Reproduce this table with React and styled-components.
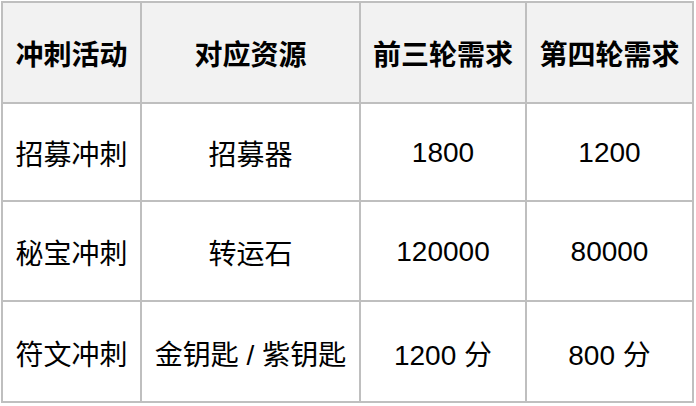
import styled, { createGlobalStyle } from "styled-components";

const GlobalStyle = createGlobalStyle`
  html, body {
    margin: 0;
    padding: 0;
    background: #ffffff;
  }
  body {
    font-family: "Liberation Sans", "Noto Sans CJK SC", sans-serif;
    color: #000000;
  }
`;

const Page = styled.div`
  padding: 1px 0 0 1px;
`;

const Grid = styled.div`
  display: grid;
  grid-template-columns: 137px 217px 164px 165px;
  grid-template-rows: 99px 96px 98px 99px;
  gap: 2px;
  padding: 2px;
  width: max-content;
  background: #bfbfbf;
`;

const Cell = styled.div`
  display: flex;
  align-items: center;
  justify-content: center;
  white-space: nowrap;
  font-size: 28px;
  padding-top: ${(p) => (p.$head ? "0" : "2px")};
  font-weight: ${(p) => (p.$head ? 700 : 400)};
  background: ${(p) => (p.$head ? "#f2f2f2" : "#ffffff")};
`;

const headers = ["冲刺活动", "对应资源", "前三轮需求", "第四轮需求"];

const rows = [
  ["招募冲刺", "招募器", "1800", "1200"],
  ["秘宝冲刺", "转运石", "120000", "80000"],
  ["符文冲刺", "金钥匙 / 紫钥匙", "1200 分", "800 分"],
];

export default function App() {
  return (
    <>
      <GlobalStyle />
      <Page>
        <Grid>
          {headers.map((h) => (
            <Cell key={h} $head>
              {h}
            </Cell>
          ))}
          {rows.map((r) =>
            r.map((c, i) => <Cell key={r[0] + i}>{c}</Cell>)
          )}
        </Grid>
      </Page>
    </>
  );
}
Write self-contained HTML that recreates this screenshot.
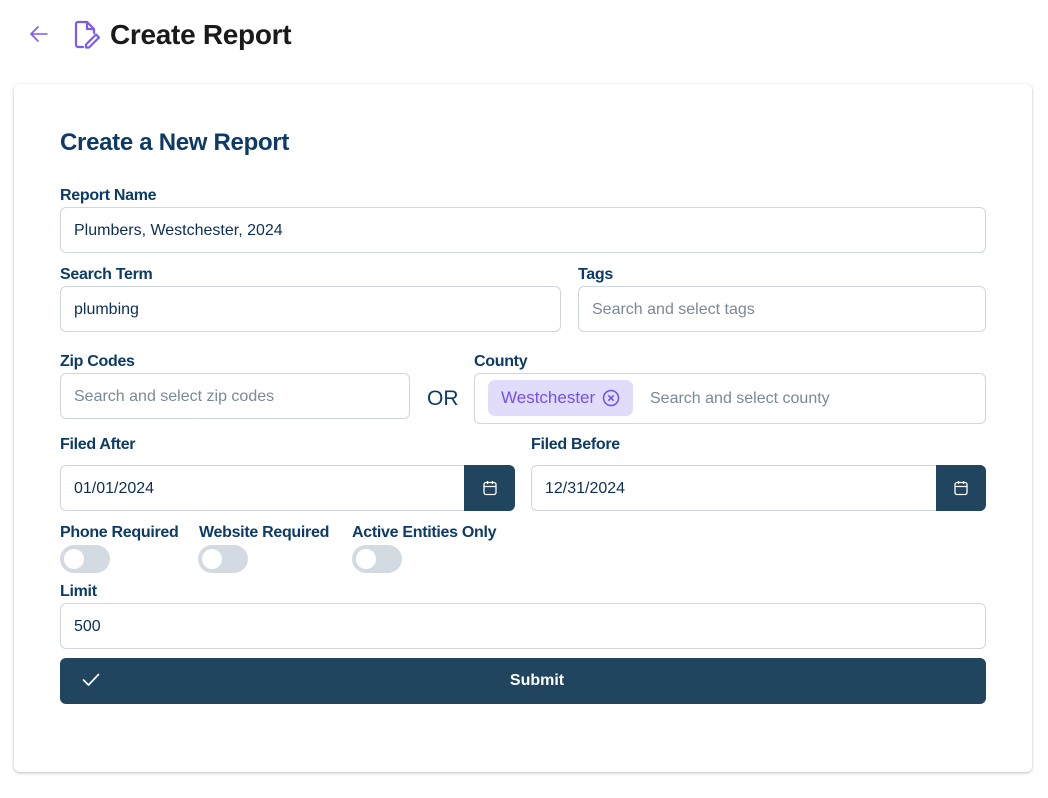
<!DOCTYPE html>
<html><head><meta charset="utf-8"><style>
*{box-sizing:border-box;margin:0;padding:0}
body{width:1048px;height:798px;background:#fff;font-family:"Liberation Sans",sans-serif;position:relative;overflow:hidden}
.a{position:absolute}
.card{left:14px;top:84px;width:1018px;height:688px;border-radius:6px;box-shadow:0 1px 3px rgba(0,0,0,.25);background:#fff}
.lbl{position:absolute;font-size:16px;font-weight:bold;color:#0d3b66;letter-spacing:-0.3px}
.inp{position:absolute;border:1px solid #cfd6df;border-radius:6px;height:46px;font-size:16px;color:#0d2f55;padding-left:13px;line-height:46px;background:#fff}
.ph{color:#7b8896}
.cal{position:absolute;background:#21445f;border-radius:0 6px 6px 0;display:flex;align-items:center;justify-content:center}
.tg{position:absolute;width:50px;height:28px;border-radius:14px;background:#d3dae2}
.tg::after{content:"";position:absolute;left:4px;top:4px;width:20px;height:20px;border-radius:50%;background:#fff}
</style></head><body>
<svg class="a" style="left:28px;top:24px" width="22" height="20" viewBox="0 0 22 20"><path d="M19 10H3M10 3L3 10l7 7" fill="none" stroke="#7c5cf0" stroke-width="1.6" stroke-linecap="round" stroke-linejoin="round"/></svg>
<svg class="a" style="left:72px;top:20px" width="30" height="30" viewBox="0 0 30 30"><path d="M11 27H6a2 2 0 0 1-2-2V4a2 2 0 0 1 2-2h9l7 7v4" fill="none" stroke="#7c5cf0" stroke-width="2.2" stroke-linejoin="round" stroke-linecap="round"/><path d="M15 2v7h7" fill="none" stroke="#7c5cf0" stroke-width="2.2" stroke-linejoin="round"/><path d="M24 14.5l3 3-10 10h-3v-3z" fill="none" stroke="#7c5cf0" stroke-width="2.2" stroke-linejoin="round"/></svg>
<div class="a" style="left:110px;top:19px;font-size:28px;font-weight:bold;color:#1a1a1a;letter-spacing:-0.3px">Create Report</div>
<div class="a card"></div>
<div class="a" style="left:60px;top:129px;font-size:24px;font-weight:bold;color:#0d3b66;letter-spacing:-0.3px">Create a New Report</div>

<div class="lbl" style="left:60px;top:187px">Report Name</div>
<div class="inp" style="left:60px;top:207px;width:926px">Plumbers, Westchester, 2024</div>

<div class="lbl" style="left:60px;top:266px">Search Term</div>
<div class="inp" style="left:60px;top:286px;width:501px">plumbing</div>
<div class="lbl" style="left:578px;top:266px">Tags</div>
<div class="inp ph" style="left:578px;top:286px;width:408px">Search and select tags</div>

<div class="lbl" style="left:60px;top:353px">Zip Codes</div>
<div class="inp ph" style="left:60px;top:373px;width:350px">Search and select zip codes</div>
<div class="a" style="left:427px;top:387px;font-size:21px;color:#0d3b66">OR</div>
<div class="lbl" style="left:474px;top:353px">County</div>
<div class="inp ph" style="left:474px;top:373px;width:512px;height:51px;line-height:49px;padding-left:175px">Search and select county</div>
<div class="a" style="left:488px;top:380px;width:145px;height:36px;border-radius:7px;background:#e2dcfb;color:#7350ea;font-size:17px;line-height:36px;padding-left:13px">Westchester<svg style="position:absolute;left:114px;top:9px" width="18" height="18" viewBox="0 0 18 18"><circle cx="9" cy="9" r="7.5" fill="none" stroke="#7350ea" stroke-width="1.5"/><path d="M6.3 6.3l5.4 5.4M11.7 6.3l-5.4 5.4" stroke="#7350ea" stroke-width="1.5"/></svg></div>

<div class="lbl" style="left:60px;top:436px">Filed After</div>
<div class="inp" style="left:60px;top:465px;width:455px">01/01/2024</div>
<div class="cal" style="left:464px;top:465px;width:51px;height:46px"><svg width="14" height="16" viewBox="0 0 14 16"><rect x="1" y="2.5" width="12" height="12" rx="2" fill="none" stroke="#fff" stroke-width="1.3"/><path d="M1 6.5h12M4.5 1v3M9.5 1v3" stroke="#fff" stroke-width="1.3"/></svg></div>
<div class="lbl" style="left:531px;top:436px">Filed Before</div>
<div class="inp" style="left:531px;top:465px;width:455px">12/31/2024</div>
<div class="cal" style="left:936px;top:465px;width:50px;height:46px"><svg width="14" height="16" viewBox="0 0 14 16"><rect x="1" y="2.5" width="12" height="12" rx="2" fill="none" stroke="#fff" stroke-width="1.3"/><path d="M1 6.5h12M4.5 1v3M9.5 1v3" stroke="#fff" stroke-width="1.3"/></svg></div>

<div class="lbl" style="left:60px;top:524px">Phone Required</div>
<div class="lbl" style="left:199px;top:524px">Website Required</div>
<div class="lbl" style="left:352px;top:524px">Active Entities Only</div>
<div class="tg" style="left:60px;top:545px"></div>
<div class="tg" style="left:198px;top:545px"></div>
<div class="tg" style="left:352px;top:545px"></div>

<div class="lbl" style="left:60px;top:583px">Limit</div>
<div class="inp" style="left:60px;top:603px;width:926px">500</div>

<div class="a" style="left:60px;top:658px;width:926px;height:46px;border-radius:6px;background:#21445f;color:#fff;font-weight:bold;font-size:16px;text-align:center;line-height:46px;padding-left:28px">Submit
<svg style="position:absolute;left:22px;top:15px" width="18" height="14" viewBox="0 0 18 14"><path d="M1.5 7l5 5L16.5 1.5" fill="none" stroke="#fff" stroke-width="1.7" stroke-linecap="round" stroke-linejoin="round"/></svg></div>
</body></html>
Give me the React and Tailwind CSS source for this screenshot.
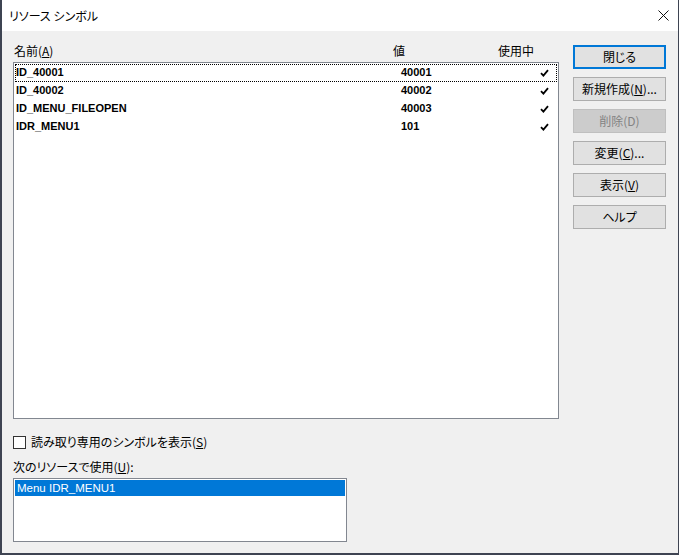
□ □ □ □
## Exercise requirements
Copy every record character for character. Skip the pictures.

## Complete answer
Reproduce this table with React and styled-components.
import styled, { createGlobalStyle } from "styled-components";

const GlobalStyle = createGlobalStyle`
  html, body {
    margin: 0;
    padding: 0;
    background: #ffffff;
  }
  body {
    font-family: "Liberation Sans", "Noto Sans CJK SC", sans-serif;
    color: #000000;
  }
`;

const Page = styled.div`
  padding: 1px 0 0 1px;
`;

const Grid = styled.div`
  display: grid;
  grid-template-columns: 137px 217px 164px 165px;
  grid-template-rows: 99px 96px 98px 99px;
  gap: 2px;
  padding: 2px;
  width: max-content;
  background: #bfbfbf;
`;

const Cell = styled.div`
  display: flex;
  align-items: center;
  justify-content: center;
  white-space: nowrap;
  font-size: 28px;
  padding-top: ${(p) => (p.$head ? "0" : "2px")};
  font-weight: ${(p) => (p.$head ? 700 : 400)};
  background: ${(p) => (p.$head ? "#f2f2f2" : "#ffffff")};
`;

const headers = ["冲刺活动", "对应资源", "前三轮需求", "第四轮需求"];

const rows = [
  ["招募冲刺", "招募器", "1800", "1200"],
  ["秘宝冲刺", "转运石", "120000", "80000"],
  ["符文冲刺", "金钥匙 / 紫钥匙", "1200 分", "800 分"],
];

export default function App() {
  return (
    <>
      <GlobalStyle />
      <Page>
        <Grid>
          {headers.map((h) => (
            <Cell key={h} $head>
              {h}
            </Cell>
          ))}
          {rows.map((r) =>
            r.map((c, i) => <Cell key={r[0] + i}>{c}</Cell>)
          )}
        </Grid>
      </Page>
    </>
  );
}
Write self-contained HTML that recreates this screenshot.
<!DOCTYPE html>
<html><head><meta charset="utf-8"><style>
*{box-sizing:border-box;margin:0;padding:0}
body{width:1048px;height:798px;background:#fff;font-family:"Liberation Sans",sans-serif;position:relative;overflow:hidden}
.a{position:absolute}
.card{left:14px;top:84px;width:1018px;height:688px;border-radius:6px;box-shadow:0 1px 3px rgba(0,0,0,.25);background:#fff}
.lbl{position:absolute;font-size:16px;font-weight:bold;color:#0d3b66;letter-spacing:-0.3px}
.inp{position:absolute;border:1px solid #cfd6df;border-radius:6px;height:46px;font-size:16px;color:#0d2f55;padding-left:13px;line-height:46px;background:#fff}
.ph{color:#7b8896}
.cal{position:absolute;background:#21445f;border-radius:0 6px 6px 0;display:flex;align-items:center;justify-content:center}
.tg{position:absolute;width:50px;height:28px;border-radius:14px;background:#d3dae2}
.tg::after{content:"";position:absolute;left:4px;top:4px;width:20px;height:20px;border-radius:50%;background:#fff}
</style></head><body>
<svg class="a" style="left:28px;top:24px" width="22" height="20" viewBox="0 0 22 20"><path d="M19 10H3M10 3L3 10l7 7" fill="none" stroke="#7c5cf0" stroke-width="1.6" stroke-linecap="round" stroke-linejoin="round"/></svg>
<svg class="a" style="left:72px;top:20px" width="30" height="30" viewBox="0 0 30 30"><path d="M11 27H6a2 2 0 0 1-2-2V4a2 2 0 0 1 2-2h9l7 7v4" fill="none" stroke="#7c5cf0" stroke-width="2.2" stroke-linejoin="round" stroke-linecap="round"/><path d="M15 2v7h7" fill="none" stroke="#7c5cf0" stroke-width="2.2" stroke-linejoin="round"/><path d="M24 14.5l3 3-10 10h-3v-3z" fill="none" stroke="#7c5cf0" stroke-width="2.2" stroke-linejoin="round"/></svg>
<div class="a" style="left:110px;top:19px;font-size:28px;font-weight:bold;color:#1a1a1a;letter-spacing:-0.3px">Create Report</div>
<div class="a card"></div>
<div class="a" style="left:60px;top:129px;font-size:24px;font-weight:bold;color:#0d3b66;letter-spacing:-0.3px">Create a New Report</div>

<div class="lbl" style="left:60px;top:187px">Report Name</div>
<div class="inp" style="left:60px;top:207px;width:926px">Plumbers, Westchester, 2024</div>

<div class="lbl" style="left:60px;top:266px">Search Term</div>
<div class="inp" style="left:60px;top:286px;width:501px">plumbing</div>
<div class="lbl" style="left:578px;top:266px">Tags</div>
<div class="inp ph" style="left:578px;top:286px;width:408px">Search and select tags</div>

<div class="lbl" style="left:60px;top:353px">Zip Codes</div>
<div class="inp ph" style="left:60px;top:373px;width:350px">Search and select zip codes</div>
<div class="a" style="left:427px;top:387px;font-size:21px;color:#0d3b66">OR</div>
<div class="lbl" style="left:474px;top:353px">County</div>
<div class="inp ph" style="left:474px;top:373px;width:512px;height:51px;line-height:49px;padding-left:175px">Search and select county</div>
<div class="a" style="left:488px;top:380px;width:145px;height:36px;border-radius:7px;background:#e2dcfb;color:#7350ea;font-size:17px;line-height:36px;padding-left:13px">Westchester<svg style="position:absolute;left:114px;top:9px" width="18" height="18" viewBox="0 0 18 18"><circle cx="9" cy="9" r="7.5" fill="none" stroke="#7350ea" stroke-width="1.5"/><path d="M6.3 6.3l5.4 5.4M11.7 6.3l-5.4 5.4" stroke="#7350ea" stroke-width="1.5"/></svg></div>

<div class="lbl" style="left:60px;top:436px">Filed After</div>
<div class="inp" style="left:60px;top:465px;width:455px">01/01/2024</div>
<div class="cal" style="left:464px;top:465px;width:51px;height:46px"><svg width="14" height="16" viewBox="0 0 14 16"><rect x="1" y="2.5" width="12" height="12" rx="2" fill="none" stroke="#fff" stroke-width="1.3"/><path d="M1 6.5h12M4.5 1v3M9.5 1v3" stroke="#fff" stroke-width="1.3"/></svg></div>
<div class="lbl" style="left:531px;top:436px">Filed Before</div>
<div class="inp" style="left:531px;top:465px;width:455px">12/31/2024</div>
<div class="cal" style="left:936px;top:465px;width:50px;height:46px"><svg width="14" height="16" viewBox="0 0 14 16"><rect x="1" y="2.5" width="12" height="12" rx="2" fill="none" stroke="#fff" stroke-width="1.3"/><path d="M1 6.5h12M4.5 1v3M9.5 1v3" stroke="#fff" stroke-width="1.3"/></svg></div>

<div class="lbl" style="left:60px;top:524px">Phone Required</div>
<div class="lbl" style="left:199px;top:524px">Website Required</div>
<div class="lbl" style="left:352px;top:524px">Active Entities Only</div>
<div class="tg" style="left:60px;top:545px"></div>
<div class="tg" style="left:198px;top:545px"></div>
<div class="tg" style="left:352px;top:545px"></div>

<div class="lbl" style="left:60px;top:583px">Limit</div>
<div class="inp" style="left:60px;top:603px;width:926px">500</div>

<div class="a" style="left:60px;top:658px;width:926px;height:46px;border-radius:6px;background:#21445f;color:#fff;font-weight:bold;font-size:16px;text-align:center;line-height:46px;padding-left:28px">Submit
<svg style="position:absolute;left:22px;top:15px" width="18" height="14" viewBox="0 0 18 14"><path d="M1.5 7l5 5L16.5 1.5" fill="none" stroke="#fff" stroke-width="1.7" stroke-linecap="round" stroke-linejoin="round"/></svg></div>
</body></html>
Give me the React and Tailwind CSS source for this screenshot.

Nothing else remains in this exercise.